Several minors require an “approved lab course” which I’ve just put a single dummy course in for rather than showing over a dozen courses (most of which are outside MAPS) linked to the “Lab” component of these minors.
Applied Math
Computer Science
Computer Studies
Geosciences
Mathematics
Physics
Physical Science
Closing Thoughts
If it seems like the graph database is unnecessary overhead so far - you’re right! I could have stored everything in a node and edge dataframe, but so far we’re just showing how to pull data out and visualize it. The power of the graph DB comes in as curricula evolve and as we apply more sophisticated graph theory ideas to the data - such as finding articulation points, shortest paths, or computing node/edge metrics and using them in our analysis.
Additionally, the last two minors are “messy” with a huge cloud of courses linked to certain nodes. While this mess doesn’t pose a problem for students (finding six credits in the cloud in a given semester/year should be easy), closer inspection shows that many of the courses probably aren’t feasible options for most students due to prerequisites. This indicates lazy catalog copy - the minor should specify the only the first courses meeting the requirements in a chain of prerequisites rather than all courses.
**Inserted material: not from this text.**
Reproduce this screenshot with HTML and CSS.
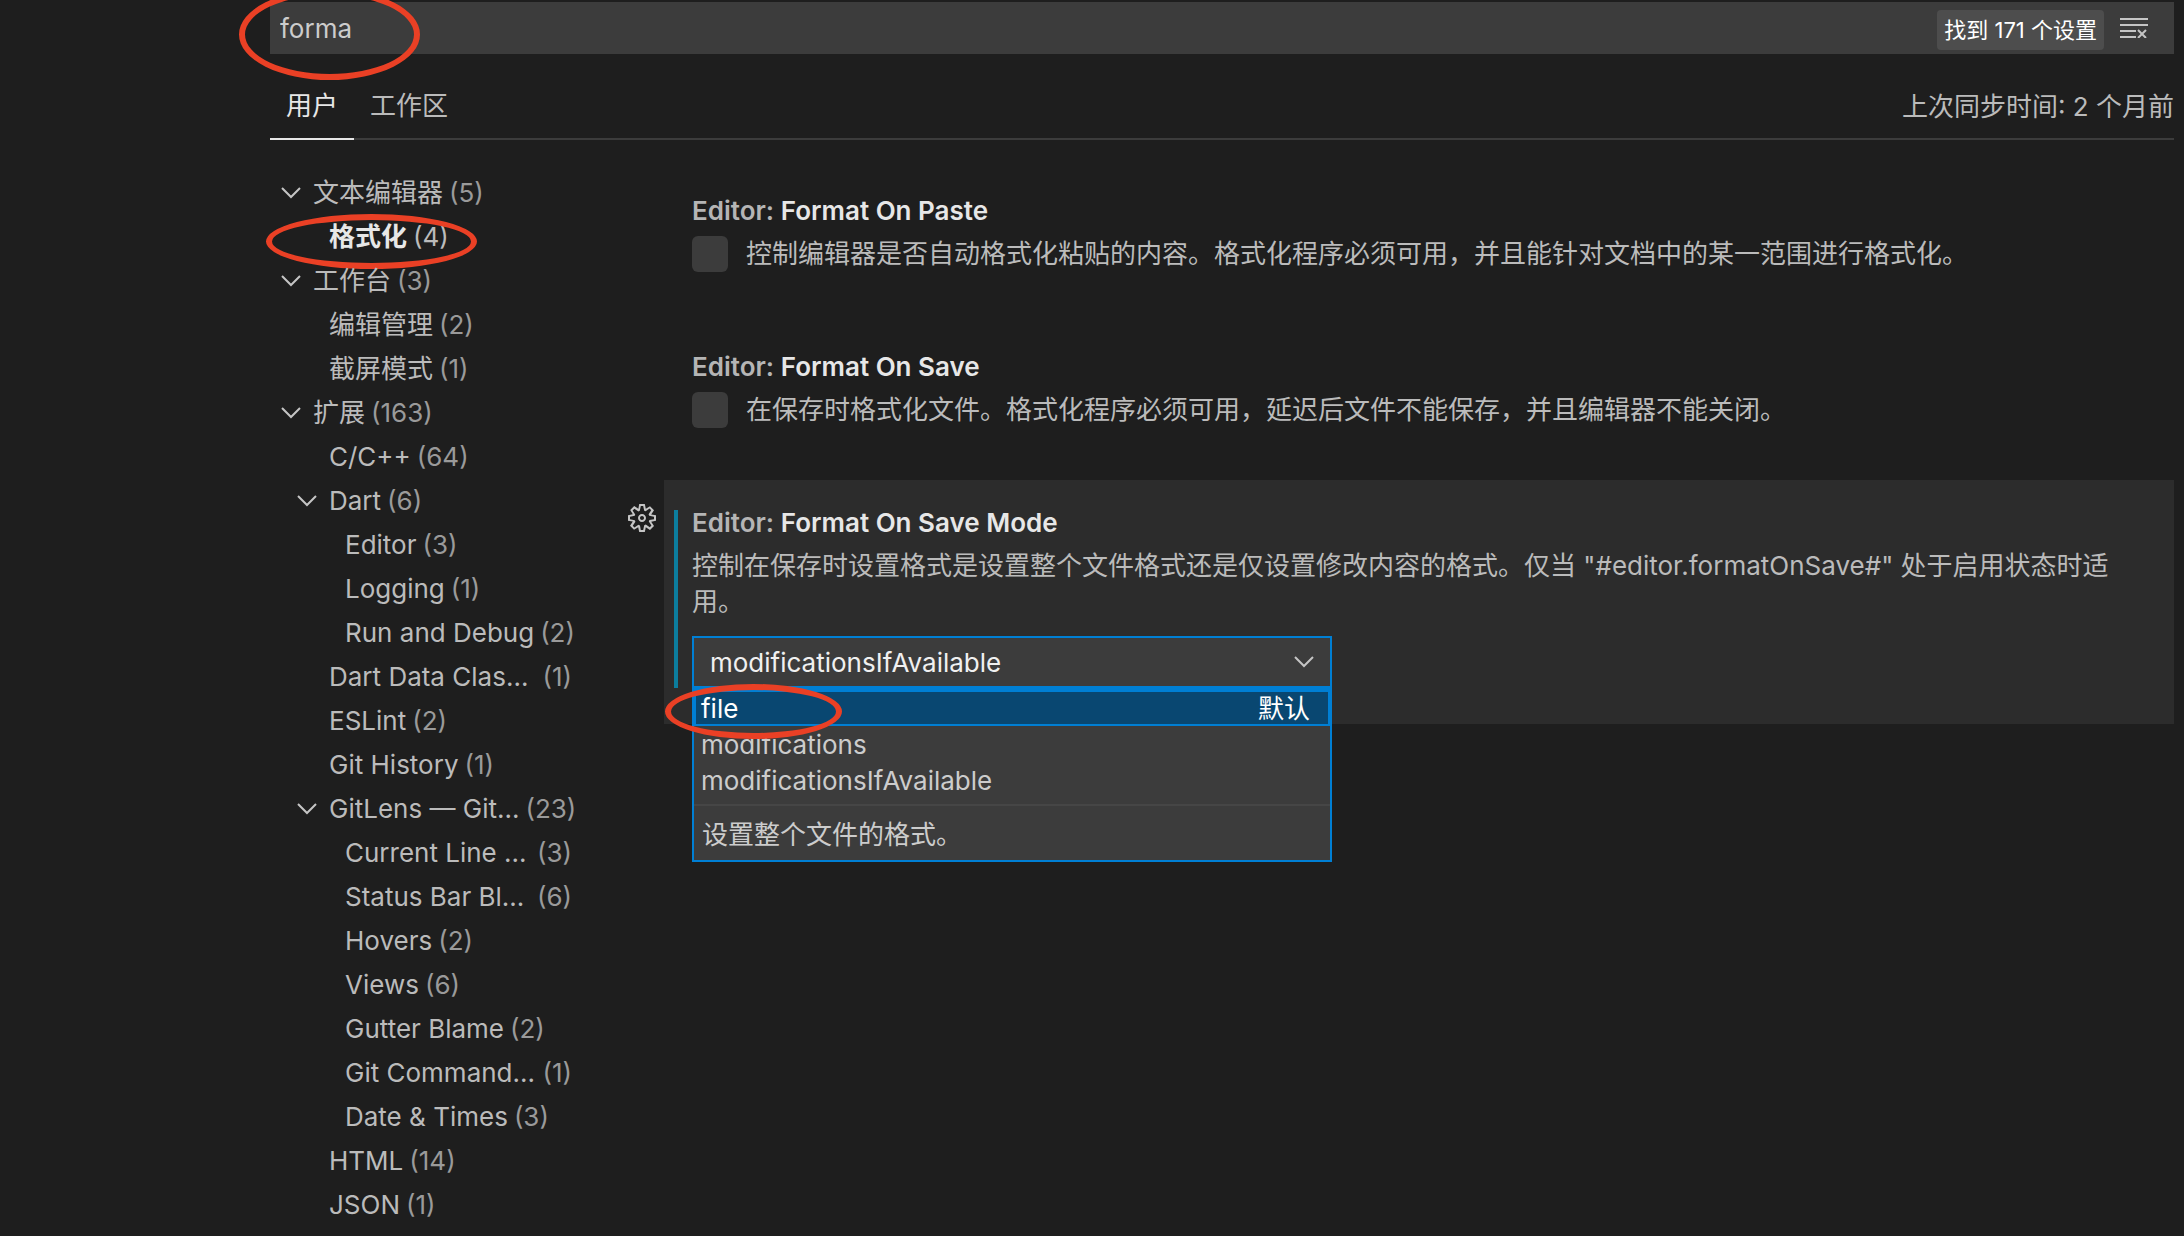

For example don’t include everything in the Chemistry department, only include the general chemistry course that is required for everything else or it will seem that students have more options than they do - or could allow cheats through the minor.
Clearly, I haven’t included any prerequisite links or used them to impose additional structure. Again, this is just the beginning of an ongoing project.